А вечерами они сидели втроём — бабушка в кресле, Оля рядом, а Мурка у бабушки на коленях. И бабушка рассказывала:
— Знаете, что я поняла, лёжа там, на краю? Что ангелы ходят среди нас. И не всегда у них крылья и белые одежды. Иногда у них четыре лапы и пушистый хвост.
— Бабуль, ну что ты говоришь, — смущалась Оля.
— А что? Разве не ангел мою Мурочку ко мне прислал? Три дня грела мне сердце, не ела, не пила. А потом, когда поняла, что я выкарабкалась, ушла. И вернулась только тогда, когда я опять стала уходить.
— Может, просто совпадение?
— Олечка, — серьёзно сказала бабушка. — В нашем возрасте в совпадения не верят. В нашем возрасте верят в чудеса.
Мурка встала, потянулась и легла поперёк бабушкиных коленей. Устроилась поудобнее и закрыла глаза.
— Вот и хорошо, — прошептала Мария Петровна. — Спи, моя хорошая. Я никуда не уйду. Не сейчас. У нас с тобой ещё дел много.

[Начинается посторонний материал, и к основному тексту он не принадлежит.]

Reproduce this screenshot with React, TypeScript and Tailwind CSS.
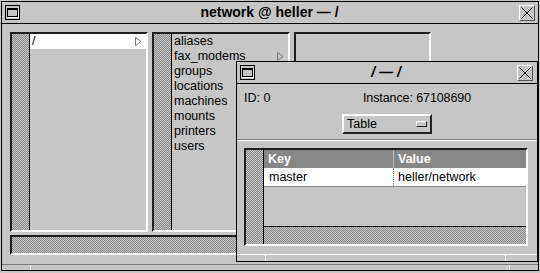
const stipple =
  "bg-[#c6c6c6] bg-[image:repeating-conic-gradient(#8a8a8a_0_25%,#c6c6c6_0_50%)] bg-[length:2px_2px]";
const sunken = "border-2 border-t-[#1e1e1e] border-l-[#1e1e1e] border-b-white border-r-white";

function WinIcon() {
  return (
    <div className="flex h-[15px] w-[15px] items-center justify-center border border-black bg-[#c6c6c6]">
      <div className="h-[9px] w-[11px] border border-t-2 border-black bg-[#c6c6c6] shadow-[1px_1px_0_#fff]" />
    </div>
  );
}

function CloseBox() {
  return (
    <div className="flex h-[16px] w-[16px] items-center justify-center border border-t-white border-l-white border-b-[#555] border-r-[#555]">
      <svg width="12" height="12" viewBox="0 0 12 12">
        <path d="M0.5 0.5 L11.5 11.5 M11.5 0.5 L0.5 11.5" stroke="#000" strokeWidth="1" fill="none" />
      </svg>
    </div>
  );
}

function Arrow() {
  return (
    <svg width="7" height="9" viewBox="0 0 7 9">
      <path d="M0.5 0.5 L6 4.5 L0.5 8.5 Z" stroke="#7a7a7a" fill="none" />
    </svg>
  );
}

const groups = ["aliases", "fax_modems", "groups", "locations", "machines", "mounts", "printers", "users"];

export default function App() {
  return (
    <div className="relative h-[273px] w-[540px] overflow-hidden bg-[#c6c6c6] pl-[1px] pt-[1px] font-['Liberation_Sans',Arial,sans-serif] text-[12.5px] leading-[15px] text-black">
      {/* main window */}
      <div className="flex h-[270px] w-[538px] flex-col border border-black">
        <div className="flex h-[22px] items-center border-b border-black px-[3px]">
          <WinIcon />
          <div className="flex-1 text-center text-[14px] font-bold">network @ heller — /</div>
          <CloseBox />
        </div>

        <div className="flex flex-col px-[8px] pt-[8px]">
          <div className="flex h-[200px] gap-[4px]">
            <div className={`flex w-[138px] ${sunken}`}>
              <div className={`w-[18px] border-r border-black ${stipple}`} />
              <div className="flex-1">
                <div className="flex h-[15px] items-center justify-between bg-white pl-[2px] pr-[4px]">
                  <span>/</span>
                  <Arrow />
                </div>
              </div>
            </div>
            <div className={`flex w-[138px] ${sunken}`}>
              <div className={`w-[18px] border-r border-black ${stipple}`} />
              <div className="flex-1 pl-[2px]">
                {groups.map((g) => (
                  <div key={g} className="flex h-[15px] items-center justify-between pr-[4px]">
                    <span>{g}</span>
                    {g === "fax_modems" && <Arrow />}
                  </div>
                ))}
              </div>
            </div>
            <div className={`w-[137px] ${sunken}`} />
          </div>
          <div className={`mt-[3px] h-[20px] w-[419px] ${sunken}`}>
            <div className={`h-full w-full ${stipple}`} />
          </div>
        </div>

        <div className="flex-1" />
        <div className="flex h-[6px] border-t border-[#7a7a7a]">
          <div className="w-[29px] border-r border-white" />
          <div className="w-[479px] border-r border-white" />
          <div className="flex-1" />
        </div>
      </div>

      {/* properties dialog */}
      <div className="absolute left-[236px] top-[61px] flex h-[201px] w-[302px] flex-col border border-black bg-[#c6c6c6]">
        <div className="flex h-[22px] items-center border-b border-black pl-[3px] pr-[4px]">
          <WinIcon />
          <div className="flex-1 text-center text-[14px] font-bold italic">/ — /</div>
          <CloseBox />
        </div>

        <div className="mt-[7px] flex h-[15px] items-center px-[7px]">
          <span className="w-[119px]">ID: 0</span>
          <span className="tracking-[-0.1px]">Instance: 67108690</span>
        </div>

        <div className="mt-[8px] flex justify-center">
          <div className="flex h-[20px] w-[90px] items-center justify-between border-2 border-t-white border-l-white border-b-[#222] border-r-[#222] pl-[3px] pr-[3px]">
            <span>Table</span>
            <div className="h-[6px] w-[11px] border border-t-white border-l-white border-b-[#222] border-r-[#222]" />
          </div>
        </div>

        <div className="mt-[5px] h-[2px] border-t border-b border-t-[#7a7a7a] border-b-white" />

        <div className={`ml-[7px] mt-[7px] flex h-[98px] w-[284px] ${sunken}`}>
          <div className={`w-[18px] border-r border-black ${stipple}`} />
          <div className="flex flex-1 flex-col">
            <div className="flex h-[18px] bg-[#878787] font-bold text-white">
              <div className="w-[130px] border-r border-[#b8b8b8] pl-[4px] leading-[18px]">Key</div>
              <div className="flex-1 pl-[4px] leading-[18px]">Value</div>
            </div>
            <div className="flex h-[19px] border-b border-[#8a8a8a] bg-white">
              <div className="w-[130px] border-r border-dotted border-[#777] pl-[5px] leading-[18px]">master</div>
              <div className="flex-1 pl-[4px] leading-[18px]">heller/network</div>
            </div>
            <div className="flex-1" />
            <div className={`h-[18px] border-t border-black ${stipple}`} />
          </div>
        </div>

        <div className="flex-1" />
        <div className="flex h-[7px] border-t border-white">
          <div className="w-[29px] border-r border-white" />
          <div className="w-[240px] border-r border-white" />
          <div className="flex-1" />
        </div>
      </div>
    </div>
  );
}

А Оля смотрела на них — на седую бабушку и трёхцветную кошку — и думала: может быть, чудеса и правда случаются. Нужно только не бояться в них поверить.
За окном зажигались вечерние огни. В квартире было тихо и уютно. А на коленях у Марии Петровны урчала самая обыкновенная кошка.
Которая была совсем не обыкновенной.